## Dataset section

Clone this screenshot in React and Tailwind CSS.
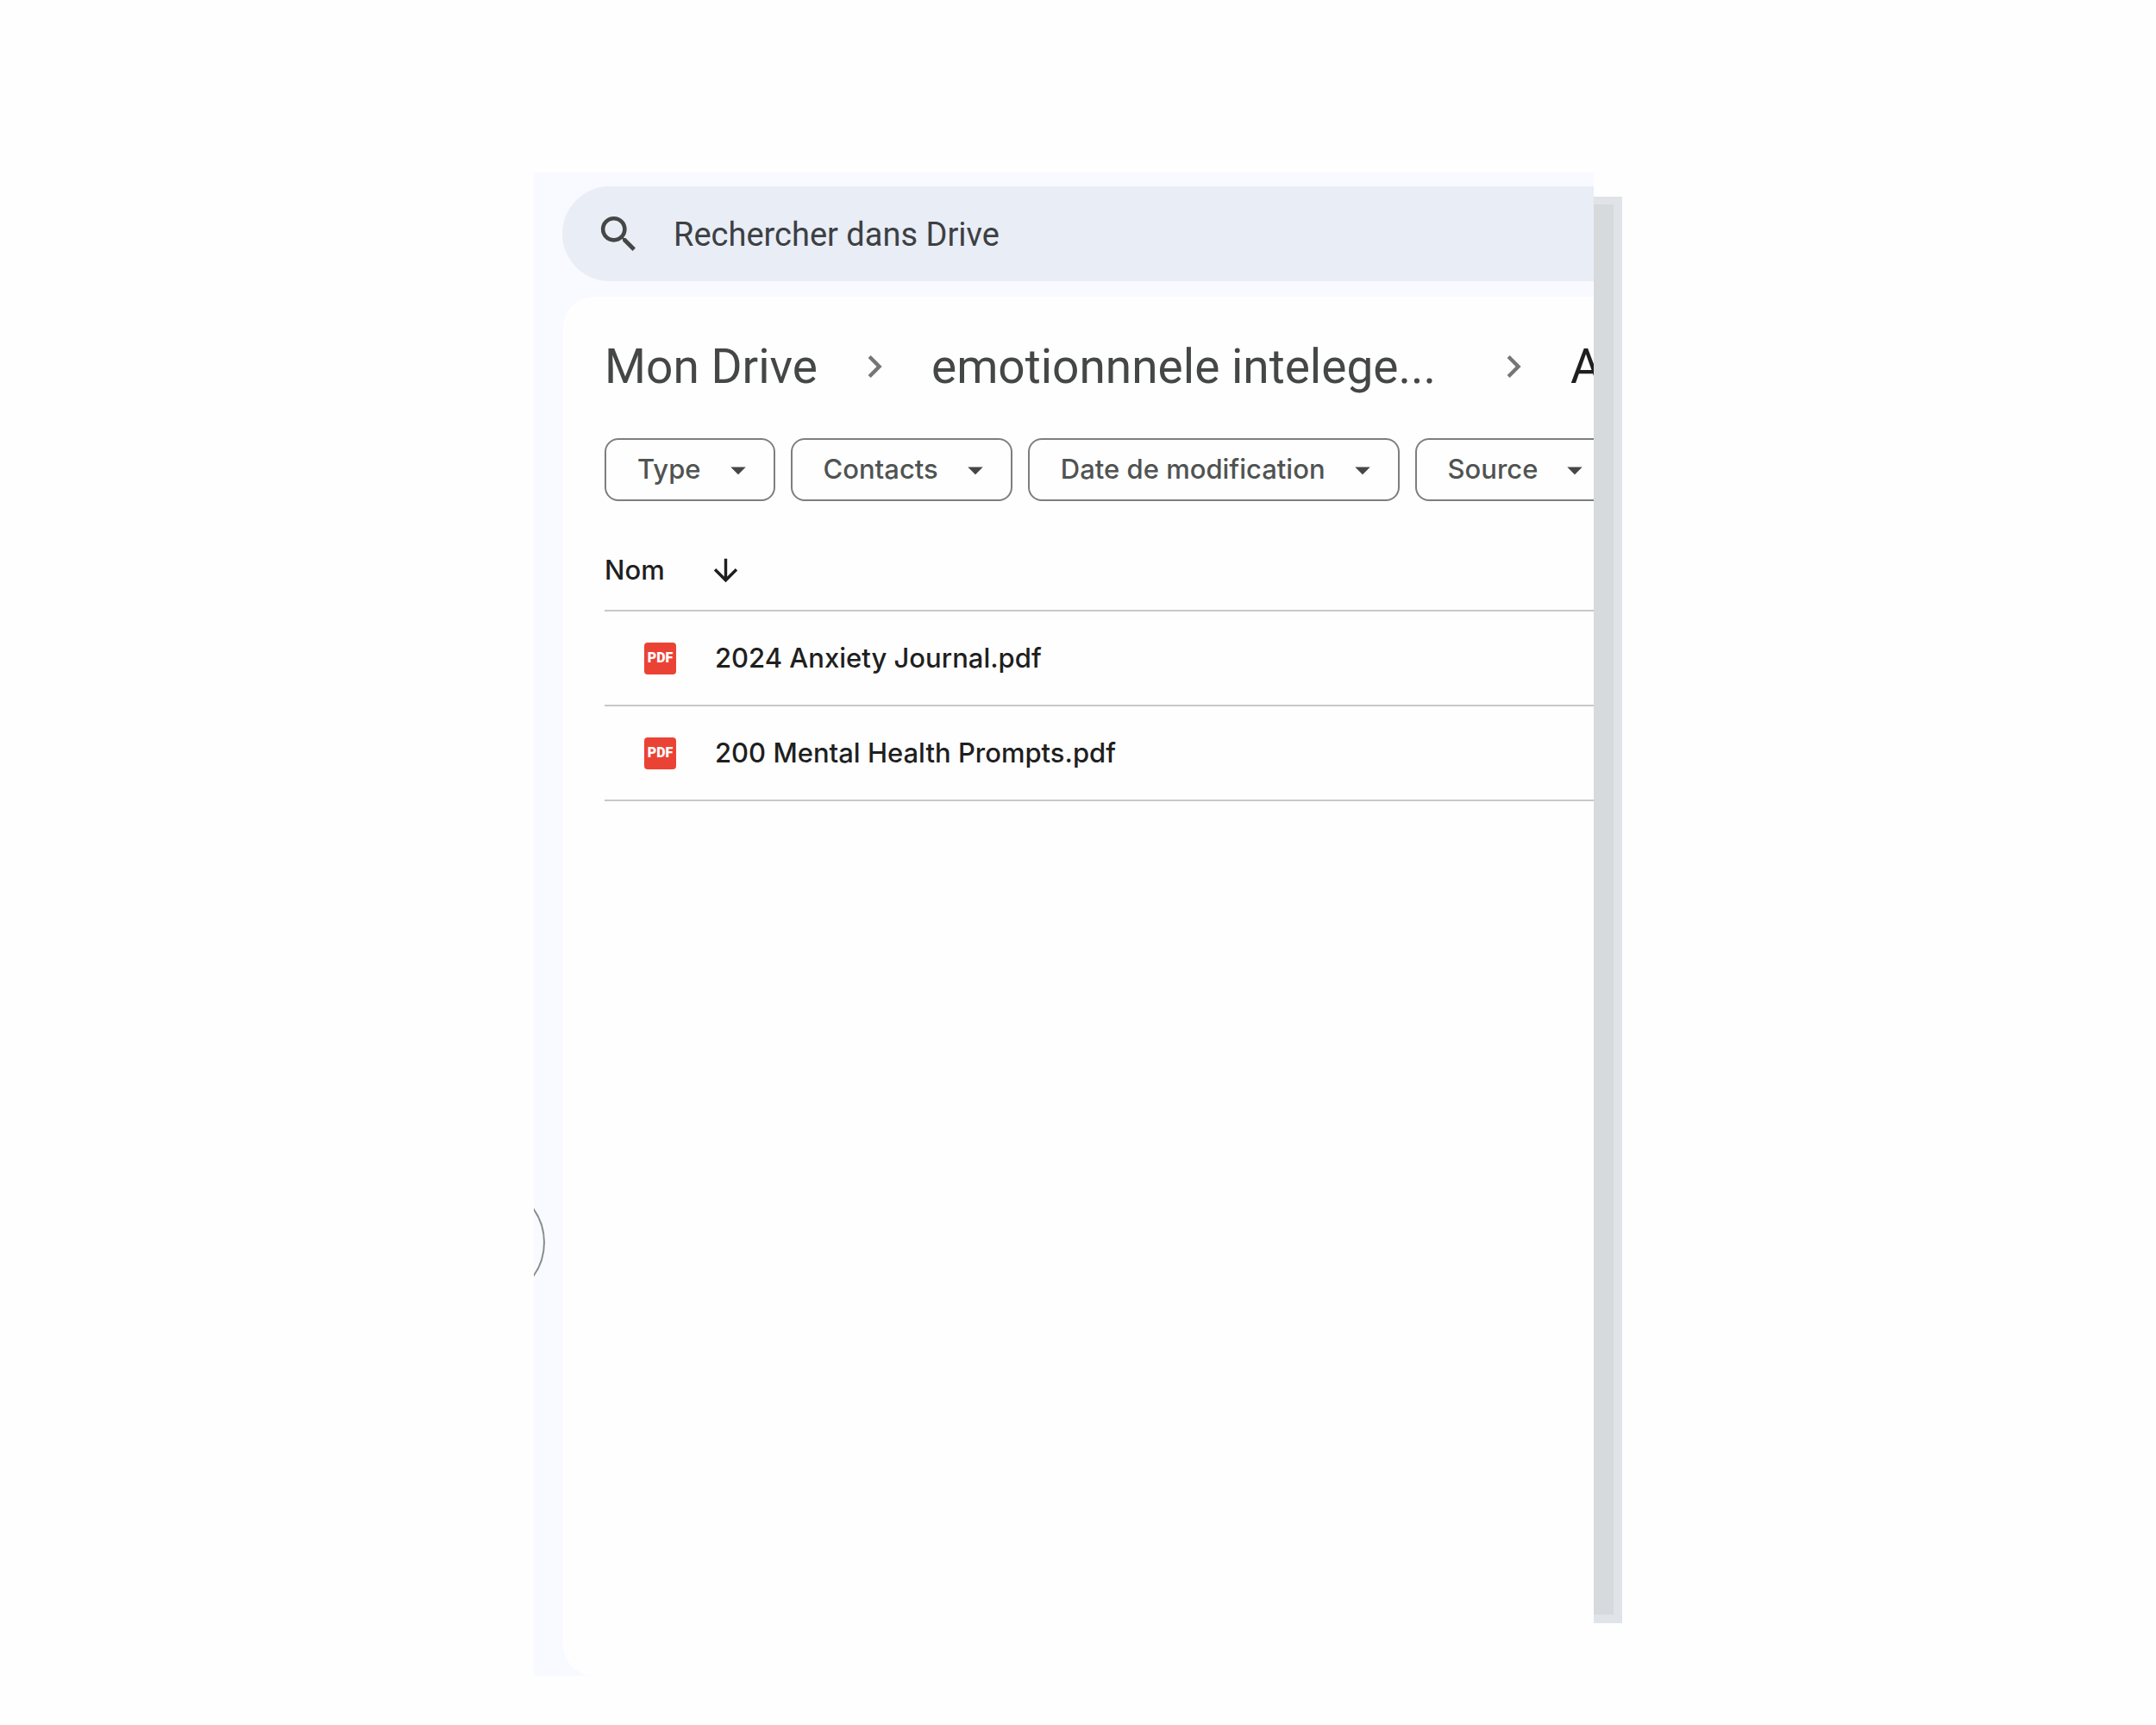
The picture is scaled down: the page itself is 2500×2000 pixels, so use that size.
import React from "react";
import {
  MdSearch,
  MdChevronRight,
  MdArrowDropDown,
  MdArrowDownward,
} from "react-icons/md";

const filters = ["Type", "Contacts", "Date de modification", "Source"];
const files = ["2024 Anxiety Journal.pdf", "200 Mental Health Prompts.pdf"];

function SearchBar() {
  return (
    <label className="ml-[33px] mt-4 flex h-[110px] shrink-0 items-center gap-9 rounded-l-full bg-[#e9edf6] pl-[38px]">
      <MdSearch className="size-[55px] shrink-0 text-[#444746]" />
      <input
        type="search"
        aria-label="Rechercher dans Drive"
        placeholder="Rechercher dans Drive"
        className="h-full min-w-0 flex-1 bg-transparent pt-0.5 font-[Roboto] text-[38px] text-[#3c4043] outline-none placeholder:text-[#3c4043] placeholder:opacity-100"
      />
    </label>
  );
}

function Breadcrumb() {
  return (
    <nav
      aria-label="Fil d'Ariane"
      className="flex h-[74px] items-center gap-10 overflow-hidden whitespace-nowrap font-[Roboto] text-[55px] leading-[74px] text-[#444746]"
    >
      <a href="#mon-drive" className="shrink-0">Mon Drive</a>
      <MdChevronRight className="size-[52px] shrink-0 text-[#747775]" />
      <a href="#dossier" className="mr-6 shrink-0">emotionnnele intelege...</a>
      <MdChevronRight className="size-[52px] shrink-0 text-[#747775]" />
      <a href="#courant" className="shrink-0 text-[#1f1f1f]">A</a>
    </nav>
  );
}

function FilterChip({ label }) {
  return (
    <button
      type="button"
      className="flex h-[73px] shrink-0 items-center gap-[22px] rounded-2xl border-2 border-[#7c7f7d] pl-9 pr-5 text-[31px] font-medium text-[#505352]"
    >
      {label}
      <MdArrowDropDown className="size-[42px] text-[#444746]" />
    </button>
  );
}

function PdfIcon() {
  return (
    <span
      aria-hidden="true"
      className="flex size-[37px] shrink-0 items-center justify-center rounded bg-[#ea4335] font-[Roboto] text-base font-black leading-none text-white"
    >
      PDF
    </span>
  );
}

function FileTable() {
  return (
    <table className="mt-[34px] w-full border-separate border-spacing-0 text-[31px] font-medium text-[#1f1f1f]">
      <thead>
        <tr>
          <th scope="col" className="h-[94px] border-b-2 border-[#c7c9c8] p-0 text-left font-medium">
            <button type="button" className="flex items-center gap-[50px]">
              Nom
              <MdArrowDownward className="size-[41px]" />
            </button>
          </th>
        </tr>
      </thead>
      <tbody>
        {files.map((name) => (
          <tr key={name}>
            <td className="h-[110px] border-b-2 border-[#c7c9c8] p-0">
              <div className="flex items-center gap-[45px] whitespace-nowrap pl-[46px]">
                <PdfIcon />
                {name}
              </div>
            </td>
          </tr>
        ))}
      </tbody>
    </table>
  );
}

export default function App() {
  return (
    <div className="flex min-h-screen bg-[#fefefe] px-6 pb-[57px] pt-[200px] font-[Inter,sans-serif]">
      <div className="mx-auto flex w-full max-w-[1262px]">
        <main className="relative flex min-w-0 flex-1 flex-col overflow-hidden bg-[#f9faff]">
          <SearchBar />
          <section className="ml-[34px] mt-[18px] flex-1 overflow-hidden rounded-l-[36px] bg-[#fefefe] pl-12 pt-11">
            <Breadcrumb />
            <div className="mt-[46px] flex gap-[18px] overflow-hidden">
              {filters.map((label) => (
                <FilterChip key={label} label={label} />
              ))}
            </div>
            <FileTable />
          </section>
          <button
            type="button"
            aria-label="Afficher le panneau latéral"
            className="absolute -left-[122px] top-[1173px] size-[135px] rounded-full border-2 border-[#8a8d8b]"
          />
        </main>
        <aside className="mb-[61px] mt-7 flex w-[33px] shrink-0 bg-[#e0e4e9] pb-2.5 pr-2.5 pt-[9px]">
          <div className="flex-1 bg-[#d6dadd]" />
        </aside>
      </div>
    </div>
  );
}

## Problem to work on
Transcribe the listing in full and omit the pictures.

## Reply
Clone this screenshot in React and Tailwind CSS.
The picture is scaled down: the page itself is 2500×2000 pixels, so use that size.
import React from "react";
import {
  MdSearch,
  MdChevronRight,
  MdArrowDropDown,
  MdArrowDownward,
} from "react-icons/md";

const filters = ["Type", "Contacts", "Date de modification", "Source"];
const files = ["2024 Anxiety Journal.pdf", "200 Mental Health Prompts.pdf"];

function SearchBar() {
  return (
    <label className="ml-[33px] mt-4 flex h-[110px] shrink-0 items-center gap-9 rounded-l-full bg-[#e9edf6] pl-[38px]">
      <MdSearch className="size-[55px] shrink-0 text-[#444746]" />
      <input
        type="search"
        aria-label="Rechercher dans Drive"
        placeholder="Rechercher dans Drive"
        className="h-full min-w-0 flex-1 bg-transparent pt-0.5 font-[Roboto] text-[38px] text-[#3c4043] outline-none placeholder:text-[#3c4043] placeholder:opacity-100"
      />
    </label>
  );
}

function Breadcrumb() {
  return (
    <nav
      aria-label="Fil d'Ariane"
      className="flex h-[74px] items-center gap-10 overflow-hidden whitespace-nowrap font-[Roboto] text-[55px] leading-[74px] text-[#444746]"
    >
      <a href="#mon-drive" className="shrink-0">Mon Drive</a>
      <MdChevronRight className="size-[52px] shrink-0 text-[#747775]" />
      <a href="#dossier" className="mr-6 shrink-0">emotionnnele intelege...</a>
      <MdChevronRight className="size-[52px] shrink-0 text-[#747775]" />
      <a href="#courant" className="shrink-0 text-[#1f1f1f]">A</a>
    </nav>
  );
}

function FilterChip({ label }) {
  return (
    <button
      type="button"
      className="flex h-[73px] shrink-0 items-center gap-[22px] rounded-2xl border-2 border-[#7c7f7d] pl-9 pr-5 text-[31px] font-medium text-[#505352]"
    >
      {label}
      <MdArrowDropDown className="size-[42px] text-[#444746]" />
    </button>
  );
}

function PdfIcon() {
  return (
    <span
      aria-hidden="true"
      className="flex size-[37px] shrink-0 items-center justify-center rounded bg-[#ea4335] font-[Roboto] text-base font-black leading-none text-white"
    >
      PDF
    </span>
  );
}

function FileTable() {
  return (
    <table className="mt-[34px] w-full border-separate border-spacing-0 text-[31px] font-medium text-[#1f1f1f]">
      <thead>
        <tr>
          <th scope="col" className="h-[94px] border-b-2 border-[#c7c9c8] p-0 text-left font-medium">
            <button type="button" className="flex items-center gap-[50px]">
              Nom
              <MdArrowDownward className="size-[41px]" />
            </button>
          </th>
        </tr>
      </thead>
      <tbody>
        {files.map((name) => (
          <tr key={name}>
            <td className="h-[110px] border-b-2 border-[#c7c9c8] p-0">
              <div className="flex items-center gap-[45px] whitespace-nowrap pl-[46px]">
                <PdfIcon />
                {name}
              </div>
            </td>
          </tr>
        ))}
      </tbody>
    </table>
  );
}

export default function App() {
  return (
    <div className="flex min-h-screen bg-[#fefefe] px-6 pb-[57px] pt-[200px] font-[Inter,sans-serif]">
      <div className="mx-auto flex w-full max-w-[1262px]">
        <main className="relative flex min-w-0 flex-1 flex-col overflow-hidden bg-[#f9faff]">
          <SearchBar />
          <section className="ml-[34px] mt-[18px] flex-1 overflow-hidden rounded-l-[36px] bg-[#fefefe] pl-12 pt-11">
            <Breadcrumb />
            <div className="mt-[46px] flex gap-[18px] overflow-hidden">
              {filters.map((label) => (
                <FilterChip key={label} label={label} />
              ))}
            </div>
            <FileTable />
          </section>
          <button
            type="button"
            aria-label="Afficher le panneau latéral"
            className="absolute -left-[122px] top-[1173px] size-[135px] rounded-full border-2 border-[#8a8d8b]"
          />
        </main>
        <aside className="mb-[61px] mt-7 flex w-[33px] shrink-0 bg-[#e0e4e9] pb-2.5 pr-2.5 pt-[9px]">
          <div className="flex-1 bg-[#d6dadd]" />
        </aside>
      </div>
    </div>
  );
}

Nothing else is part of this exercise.